I was much higher and mightier when my firstborn was younger, navigating Christmas with more intentionality. I told her preschool (and Sunday school) teachers, starting at age two, that we don’t include Santa in our Christmas celebrations. But I haven’t even thought to say such a thing to my younger daughter’s teachers, and we’ve just rolled with it. I want to be honest with my girls, but I also want them to experience wonder and magic at Christmas, and to understand references as they navigate their lives at school and with friends.

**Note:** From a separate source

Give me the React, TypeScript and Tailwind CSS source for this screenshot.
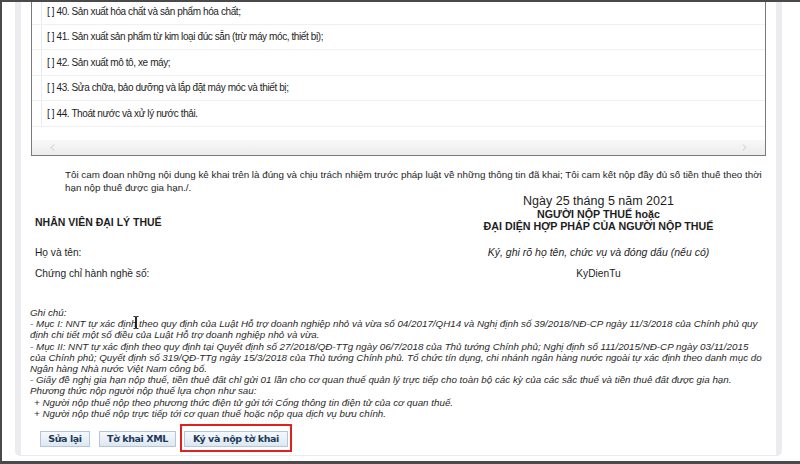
import { ChevronLeft, ChevronRight } from "lucide-react";

const industries = [
  "[ ] 40. Sản xuất hóa chất và sản phẩm hóa chất;",
  "[ ] 41. Sản xuất sản phẩm từ kim loại đúc sẵn (trừ máy móc, thiết bị);",
  "[ ] 42. Sản xuất mô tô, xe máy;",
  "[ ] 43. Sửa chữa, bảo dưỡng và lắp đặt máy móc và thiết bị;",
  "[ ] 44. Thoát nước và xử lý nước thải.",
];

const notes = [
  { text: "Ghi chú:", indent: false },
  { text: "- Mục I: NNT tự xác định theo quy định của Luật Hỗ trợ doanh nghiệp nhỏ và vừa số 04/2017/QH14 và Nghị định số 39/2018/NĐ-CP ngày 11/3/2018 của Chính phủ quy", indent: false },
  { text: "định chi tiết một số điều của Luật Hỗ trợ doanh nghiệp nhỏ và vừa.", indent: false },
  { text: "- Mục II: NNT tự xác định theo quy định tại Quyết định số 27/2018/QĐ-TTg ngày 06/7/2018 của Thủ tướng Chính phủ; Nghị định số 111/2015/NĐ-CP ngày 03/11/2015", indent: false },
  { text: "của Chính phủ; Quyết định số 319/QĐ-TTg ngày 15/3/2018 của Thủ tướng Chính phủ. Tổ chức tín dụng, chi nhánh ngân hàng nước ngoài tự xác định theo danh mục do", indent: false },
  { text: "Ngân hàng Nhà nước Việt Nam công bố.", indent: false },
  { text: "- Giấy đề nghị gia hạn nộp thuế, tiền thuê đất chỉ gửi 01 lần cho cơ quan thuế quản lý trực tiếp cho toàn bộ các kỳ của các sắc thuế và tiền thuê đất được gia hạn.", indent: false },
  { text: "Phương thức nộp người nộp thuế lựa chọn như sau:", indent: false },
  { text: "+ Người nộp thuế nộp theo phương thức điện tử gửi tới Cổng thông tin điện tử của cơ quan thuế.", indent: true },
  { text: "+ Người nộp thuế nộp trực tiếp tới cơ quan thuế hoặc nộp qua dịch vụ bưu chính.", indent: true },
];

const btn =
  "h-[16px] px-[6px] flex items-center justify-center border border-[#b4c6da] bg-gradient-to-b from-[#f6f9fc] to-[#dde7f1] text-[#1d3a5a] font-['DejaVu_Sans',sans-serif] font-bold text-[9.5px] tracking-[-0.4px] whitespace-nowrap";

export default function App() {
  return (
    <div className="relative w-[800px] h-[464px] overflow-hidden bg-white border-t-2 border-l-2 border-b-[3px] border-[#4a4a4a] font-['Liberation_Sans',Arial,sans-serif] text-[#1e1e1e]">
      <div className="flex h-full">
        <div className="w-[13px] shrink-0" />

        {/* main form panel */}
        <div className="w-[767px] h-[454px] shrink-0 flex flex-col border-x-[6px] border-b border-[#ebebf0] rounded-b-[5px]">
          {/* industries table (scrolled) */}
          <div className="mx-[10px] -mt-[3px] border-x border-b border-[#7a7a7a]">
            {industries.map((row) => (
              <div key={row} className="h-[25.5px] flex border-b border-[#f0f0f0]">
                <div className="w-[10px] border-r border-[#ebebeb]" />
                <div className="pl-[5px] flex items-center text-[10px] tracking-[-0.4px] whitespace-nowrap">{row}</div>
              </div>
            ))}
            <div className="h-[13.5px]" />
            <div className="h-[15px] flex items-center justify-between px-[15px] bg-gradient-to-b from-[#f8f8f8] to-[#ececec]">
              <ChevronLeft size={11} strokeWidth={2} className="text-[#c4c4c4]" />
              <ChevronRight size={11} strokeWidth={2} className="text-[#c4c4c4]" />
            </div>
          </div>

          {/* declaration */}
          <div className="mt-[12px] pl-[44px] text-[9.8px] leading-[13px] whitespace-nowrap">
            <div>
              Tôi cam đoan những nội dung kê khai trên là đúng và chịu trách nhiệm trước pháp luật về những thông tin đã khai; Tôi cam kết nộp đầy đủ số tiền thuế theo thời
            </div>
            <div>hạn nộp thuế được gia hạn./.</div>
          </div>

          {/* signatures */}
          <div className="mx-[10px] mt-[1px] grid grid-cols-[400px_1fr] text-[10.2px] whitespace-nowrap">
            <div />
            <div className="text-center text-[12.5px] leading-[13px]">Ngày 25 tháng 5 năm 2021</div>

            <div className="pl-[4px] pt-[8px] font-bold text-[10.5px] leading-[12px]">NHÂN VIÊN ĐẠI LÝ THUẾ</div>
            <div className="text-center font-bold text-[10.7px] leading-[12px]">
              <div>NGƯỜI NỘP THUẾ hoặc</div>
              <div>ĐẠI DIỆN HỢP PHÁP CỦA NGƯỜI NỘP THUẾ</div>
            </div>

            <div className="pl-[4px] mt-[14px] leading-[13px]">Họ và tên:</div>
            <div className="mt-[14px] text-center italic text-[10.5px] leading-[13px]">Ký, ghi rõ họ tên, chức vụ và đóng dấu (nếu có)</div>

            <div className="pl-[4px] mt-[7.5px] leading-[13px]">Chứng chỉ hành nghề số:</div>
            <div className="mt-[7.5px] text-center leading-[13px]">KyDienTu</div>
          </div>

          {/* notes */}
          <div className="relative mt-[27.5px] pl-[9px] italic text-[9.8px] leading-[11.2px] text-[#2a2a2a] whitespace-nowrap">
            {notes.map((n, i) => (
              <div key={i} className={n.indent ? "pl-[4px]" : ""}>
                {n.text}
              </div>
            ))}
            {/* mouse I-beam cursor */}
            <svg width="6" height="13" viewBox="0 0 6 13" className="absolute left-[112px] top-[9px]">
              <path d="M0.5 0.5h2v12h-2M5.5 0.5h-2v12h2" fill="none" stroke="#111" strokeWidth="0.9" />
            </svg>
          </div>

          {/* actions */}
          <div className="mt-[5px] pl-[19px] flex items-start">
            <div className="mt-[7px] flex gap-[9px]">
              <button className={btn + " w-[50px]"}>Sửa lại</button>
              <button className={btn + " w-[77px]"}>Tờ khai XML</button>
            </div>
            <div className="ml-[4px] border-2 border-[#e0221e] px-[2px] pt-[5px] pb-[3px]">
              <button className={btn + " w-[104px]"}>Ký và nộp tờ khai</button>
            </div>
          </div>
        </div>
      </div>
    </div>
  );
}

Do you include an Elf on the Shelf in your holiday celebrations? Maybe I can find an Elf on clearance for next year and modify or leave out the idea of the Elf spying and reporting back to Santa? Do you have a favorite Elf idea you could share to inspire me possibly, maybe jumping on the bandwagon? (As long as it’s not that picture of bones joking that Santa ate the Elf–that creeps me out!) There are lots and lots of elf shenanigans ideas to choose from on Pinterest, and I do love a good project…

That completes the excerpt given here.